(GOAL)
Repeat every record below exactly, leaving out the pictures.

## Start

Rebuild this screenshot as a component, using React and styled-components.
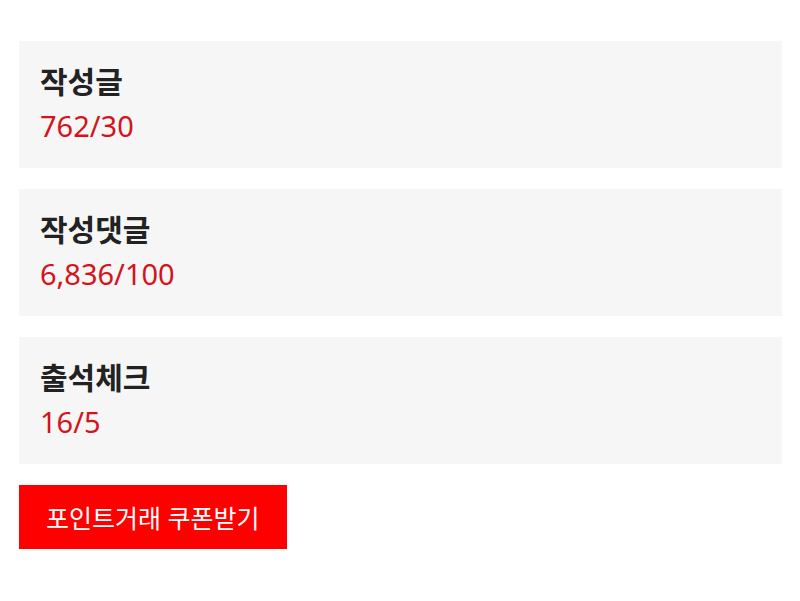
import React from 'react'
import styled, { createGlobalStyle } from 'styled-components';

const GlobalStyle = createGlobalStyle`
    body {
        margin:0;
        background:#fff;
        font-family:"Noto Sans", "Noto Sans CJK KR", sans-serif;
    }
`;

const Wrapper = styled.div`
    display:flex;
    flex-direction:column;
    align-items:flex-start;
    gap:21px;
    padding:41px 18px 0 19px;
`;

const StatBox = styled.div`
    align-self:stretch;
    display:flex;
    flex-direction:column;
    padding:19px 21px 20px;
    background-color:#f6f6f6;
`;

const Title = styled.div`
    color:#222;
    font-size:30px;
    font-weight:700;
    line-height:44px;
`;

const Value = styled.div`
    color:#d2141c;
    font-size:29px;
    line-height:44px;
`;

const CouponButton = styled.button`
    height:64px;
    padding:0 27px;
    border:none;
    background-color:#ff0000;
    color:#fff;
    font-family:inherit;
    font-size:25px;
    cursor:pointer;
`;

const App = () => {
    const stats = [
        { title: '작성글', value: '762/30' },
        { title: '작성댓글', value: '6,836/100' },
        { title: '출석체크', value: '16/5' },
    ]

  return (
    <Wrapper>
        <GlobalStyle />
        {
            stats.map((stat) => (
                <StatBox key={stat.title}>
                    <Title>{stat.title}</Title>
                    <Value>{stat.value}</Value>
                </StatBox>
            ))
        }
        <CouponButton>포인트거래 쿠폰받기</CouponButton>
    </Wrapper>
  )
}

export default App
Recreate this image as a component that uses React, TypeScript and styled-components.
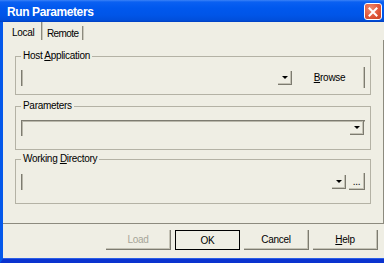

## End

(CORRECT OUTPUT)
Rebuild this screenshot as a component, using React and styled-components.
import React from 'react'
import styled, { createGlobalStyle } from 'styled-components';

const GlobalStyle = createGlobalStyle`
    body {
        margin:0;
        background:#fff;
        font-family:"Noto Sans", "Noto Sans CJK KR", sans-serif;
    }
`;

const Wrapper = styled.div`
    display:flex;
    flex-direction:column;
    align-items:flex-start;
    gap:21px;
    padding:41px 18px 0 19px;
`;

const StatBox = styled.div`
    align-self:stretch;
    display:flex;
    flex-direction:column;
    padding:19px 21px 20px;
    background-color:#f6f6f6;
`;

const Title = styled.div`
    color:#222;
    font-size:30px;
    font-weight:700;
    line-height:44px;
`;

const Value = styled.div`
    color:#d2141c;
    font-size:29px;
    line-height:44px;
`;

const CouponButton = styled.button`
    height:64px;
    padding:0 27px;
    border:none;
    background-color:#ff0000;
    color:#fff;
    font-family:inherit;
    font-size:25px;
    cursor:pointer;
`;

const App = () => {
    const stats = [
        { title: '작성글', value: '762/30' },
        { title: '작성댓글', value: '6,836/100' },
        { title: '출석체크', value: '16/5' },
    ]

  return (
    <Wrapper>
        <GlobalStyle />
        {
            stats.map((stat) => (
                <StatBox key={stat.title}>
                    <Title>{stat.title}</Title>
                    <Value>{stat.value}</Value>
                </StatBox>
            ))
        }
        <CouponButton>포인트거래 쿠폰받기</CouponButton>
    </Wrapper>
  )
}

export default App
Recreate this image as a component that uses React, TypeScript and styled-components.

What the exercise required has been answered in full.